*Supplied material:*

>> begin

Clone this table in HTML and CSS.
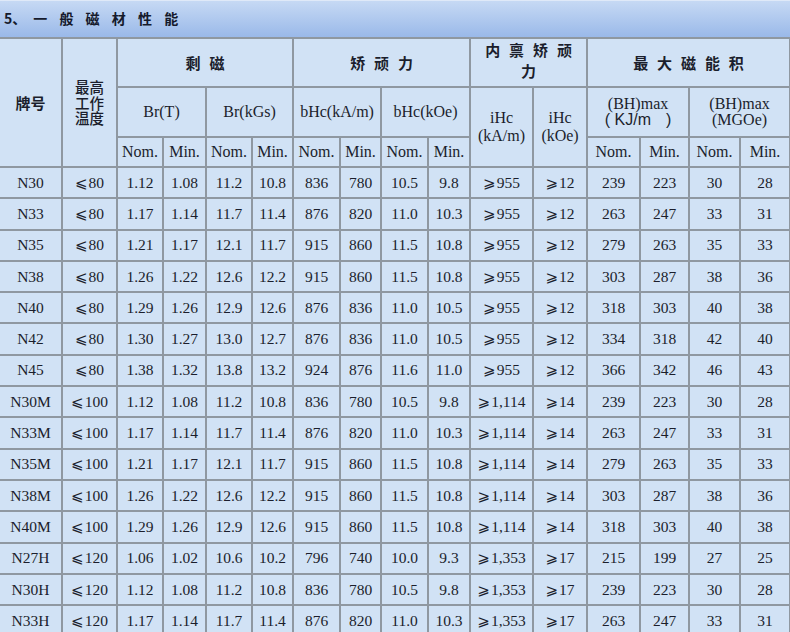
FILE: index.html
```html
<!DOCTYPE html>
<html lang="zh-CN">
<head>
<meta charset="utf-8">
<title>一般磁材性能</title>
<link rel="stylesheet" href="styles.css">
</head>
<body>
<div class="page">
  <div class="title"><span class="num">5、</span><span class="words">一 般 磁 材 性 能</span></div>
  <table class="spec">
    <colgroup>
      <col class="w61"><col class="w53"><col class="w44"><col class="w41"><col class="w44"><col class="w39"><col class="w45"><col class="w39"><col class="w45"><col class="w40"><col class="w61"><col class="w52"><col class="w51"><col class="w47"><col class="w49"><col class="w48">
    </colgroup>
    <thead>
      <tr class="h1">
        <th rowspan="3" class="cn">牌号</th>
        <th rowspan="3" class="cn tight">最高<br>工作<br>温度</th>
        <th colspan="4" class="cn sp">剩 磁</th>
        <th colspan="4" class="cn sp">矫 顽 力</th>
        <th colspan="2" class="cn sp two">内 禀 矫 顽<br>力</th>
        <th colspan="4" class="cn sp">最 大 磁 能 积</th>
      </tr>
      <tr class="h2">
        <th colspan="2">Br(T)</th>
        <th colspan="2">Br(kGs)</th>
        <th colspan="2">bHc(kA/m)</th>
        <th colspan="2">bHc(kOe)</th>
        <th rowspan="2" class="ihc">iHc<br>(kA/m)</th>
        <th rowspan="2" class="ihc">iHc<br>(kOe)</th>
        <th colspan="2" class="bh">(BH)max<br><span class="sans">( KJ/m<span class="gap"></span>)</span></th>
        <th colspan="2" class="bh">(BH)max<br>(MGOe)</th>
      </tr>
      <tr class="h3">
        <th>Nom.</th><th>Min.</th><th>Nom.</th><th>Min.</th><th>Nom.</th><th>Min.</th><th>Nom.</th><th>Min.</th>
        <th>Nom.</th><th>Min.</th><th>Nom.</th><th>Min.</th>
      </tr>
    </thead>
    <tbody>
      <tr><td>N30</td><td><span class="sym">⩽</span>80</td><td>1.12</td><td>1.08</td><td>11.2</td><td>10.8</td><td>836</td><td>780</td><td>10.5</td><td>9.8</td><td><span class="sym">⩾</span>955</td><td><span class="sym">⩾</span>12</td><td>239</td><td>223</td><td>30</td><td>28</td></tr>
      <tr><td>N33</td><td><span class="sym">⩽</span>80</td><td>1.17</td><td>1.14</td><td>11.7</td><td>11.4</td><td>876</td><td>820</td><td>11.0</td><td>10.3</td><td><span class="sym">⩾</span>955</td><td><span class="sym">⩾</span>12</td><td>263</td><td>247</td><td>33</td><td>31</td></tr>
      <tr><td>N35</td><td><span class="sym">⩽</span>80</td><td>1.21</td><td>1.17</td><td>12.1</td><td>11.7</td><td>915</td><td>860</td><td>11.5</td><td>10.8</td><td><span class="sym">⩾</span>955</td><td><span class="sym">⩾</span>12</td><td>279</td><td>263</td><td>35</td><td>33</td></tr>
      <tr><td>N38</td><td><span class="sym">⩽</span>80</td><td>1.26</td><td>1.22</td><td>12.6</td><td>12.2</td><td>915</td><td>860</td><td>11.5</td><td>10.8</td><td><span class="sym">⩾</span>955</td><td><span class="sym">⩾</span>12</td><td>303</td><td>287</td><td>38</td><td>36</td></tr>
      <tr><td>N40</td><td><span class="sym">⩽</span>80</td><td>1.29</td><td>1.26</td><td>12.9</td><td>12.6</td><td>876</td><td>836</td><td>11.0</td><td>10.5</td><td><span class="sym">⩾</span>955</td><td><span class="sym">⩾</span>12</td><td>318</td><td>303</td><td>40</td><td>38</td></tr>
      <tr><td>N42</td><td><span class="sym">⩽</span>80</td><td>1.30</td><td>1.27</td><td>13.0</td><td>12.7</td><td>876</td><td>836</td><td>11.0</td><td>10.5</td><td><span class="sym">⩾</span>955</td><td><span class="sym">⩾</span>12</td><td>334</td><td>318</td><td>42</td><td>40</td></tr>
      <tr><td>N45</td><td><span class="sym">⩽</span>80</td><td>1.38</td><td>1.32</td><td>13.8</td><td>13.2</td><td>924</td><td>876</td><td>11.6</td><td>11.0</td><td><span class="sym">⩾</span>955</td><td><span class="sym">⩾</span>12</td><td>366</td><td>342</td><td>46</td><td>43</td></tr>
      <tr><td>N30M</td><td><span class="sym">⩽</span>100</td><td>1.12</td><td>1.08</td><td>11.2</td><td>10.8</td><td>836</td><td>780</td><td>10.5</td><td>9.8</td><td><span class="sym">⩾</span>1,114</td><td><span class="sym">⩾</span>14</td><td>239</td><td>223</td><td>30</td><td>28</td></tr>
      <tr><td>N33M</td><td><span class="sym">⩽</span>100</td><td>1.17</td><td>1.14</td><td>11.7</td><td>11.4</td><td>876</td><td>820</td><td>11.0</td><td>10.3</td><td><span class="sym">⩾</span>1,114</td><td><span class="sym">⩾</span>14</td><td>263</td><td>247</td><td>33</td><td>31</td></tr>
      <tr><td>N35M</td><td><span class="sym">⩽</span>100</td><td>1.21</td><td>1.17</td><td>12.1</td><td>11.7</td><td>915</td><td>860</td><td>11.5</td><td>10.8</td><td><span class="sym">⩾</span>1,114</td><td><span class="sym">⩾</span>14</td><td>279</td><td>263</td><td>35</td><td>33</td></tr>
      <tr><td>N38M</td><td><span class="sym">⩽</span>100</td><td>1.26</td><td>1.22</td><td>12.6</td><td>12.2</td><td>915</td><td>860</td><td>11.5</td><td>10.8</td><td><span class="sym">⩾</span>1,114</td><td><span class="sym">⩾</span>14</td><td>303</td><td>287</td><td>38</td><td>36</td></tr>
      <tr><td>N40M</td><td><span class="sym">⩽</span>100</td><td>1.29</td><td>1.26</td><td>12.9</td><td>12.6</td><td>915</td><td>860</td><td>11.5</td><td>10.8</td><td><span class="sym">⩾</span>1,114</td><td><span class="sym">⩾</span>14</td><td>318</td><td>303</td><td>40</td><td>38</td></tr>
      <tr><td>N27H</td><td><span class="sym">⩽</span>120</td><td>1.06</td><td>1.02</td><td>10.6</td><td>10.2</td><td>796</td><td>740</td><td>10.0</td><td>9.3</td><td><span class="sym">⩾</span>1,353</td><td><span class="sym">⩾</span>17</td><td>215</td><td>199</td><td>27</td><td>25</td></tr>
      <tr><td>N30H</td><td><span class="sym">⩽</span>120</td><td>1.12</td><td>1.08</td><td>11.2</td><td>10.8</td><td>836</td><td>780</td><td>10.5</td><td>9.8</td><td><span class="sym">⩾</span>1,353</td><td><span class="sym">⩾</span>17</td><td>239</td><td>223</td><td>30</td><td>28</td></tr>
      <tr><td>N33H</td><td><span class="sym">⩽</span>120</td><td>1.17</td><td>1.14</td><td>11.7</td><td>11.4</td><td>876</td><td>820</td><td>11.0</td><td>10.3</td><td><span class="sym">⩾</span>1,353</td><td><span class="sym">⩾</span>17</td><td>263</td><td>247</td><td>33</td><td>31</td></tr>
    </tbody>
  </table>
</div>
</body>
</html>
```
FILE: styles.css
```css
html, body {
  margin: 0;
  padding: 0;
  background: #d1e2f5;
}
.page {
  width: 790px;
  height: 632px;
  overflow: hidden;
}
.title {
  height: 37px;
  box-sizing: border-box;
  border-top: 1px solid #dfe9f8;
  background: linear-gradient(#c6d9f4, #9ab9e9);
  padding-left: 4px;
  font-family: "Noto Sans CJK SC", sans-serif;
  font-weight: 700;
  font-size: 14px;
  line-height: 34px;
  color: #151a2c;
  white-space: pre;
}
.title .num { margin-right: 7px; }
.title .words { word-spacing: 9px; }

.spec {
  table-layout: fixed;
  width: 793px;
  margin-left: -2px;
  border-collapse: separate;
  border-spacing: 2px;
  background: #8f98a1;
  color: #1b1e2c;
}
.w61 { width: 61px; }
.w53 { width: 53px; }
.w44 { width: 44px; }
.w41 { width: 41px; }
.w39 { width: 39px; }
.w45 { width: 45px; }
.w40 { width: 40px; }
.w52 { width: 52px; }
.w51 { width: 51px; }
.w47 { width: 47px; }
.w49 { width: 49px; }
.w48 { width: 48px; }

.spec th, .spec td {
  padding: 0;
  background: #d1e2f5;
  text-align: center;
  vertical-align: middle;
  overflow: hidden;
  white-space: nowrap;
}
.spec th {
  font-family: "Liberation Serif", "Times New Roman", serif;
  font-weight: 400;
  font-size: 16px;
  line-height: 16px;
}
.spec th.cn {
  font-family: "Noto Sans CJK SC", sans-serif;
  font-weight: 700;
  font-size: 15px;
  line-height: 16px;
}
.spec th.tight {
  font-weight: 500;
  font-size: 14.5px;
  line-height: 15.5px;
}
.spec th.sp { word-spacing: 5.5px; }
.spec th.two { line-height: 21px; padding-bottom: 5px; }
.spec th.ihc { line-height: 18px; }
.sans {
  font-family: "Liberation Sans", Arial, sans-serif;
}
.gap {
  display: inline-block;
  width: 15px;
}
.h1 { height: 46px; }
.h2 { height: 48px; }
.h3 { height: 28px; }
.spec tbody tr { height: 29.3px; }
.spec td {
  font-family: "Liberation Serif", "Times New Roman", serif;
  font-size: 15.5px;
  line-height: 18px;
}
.sym {
  font-family: "DejaVu Sans", sans-serif;
  font-size: 15px;
  margin-right: 1px;
}
```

>> end

Say how many lines include the word "table"; reply with the number alone.

*Exercise result:*
4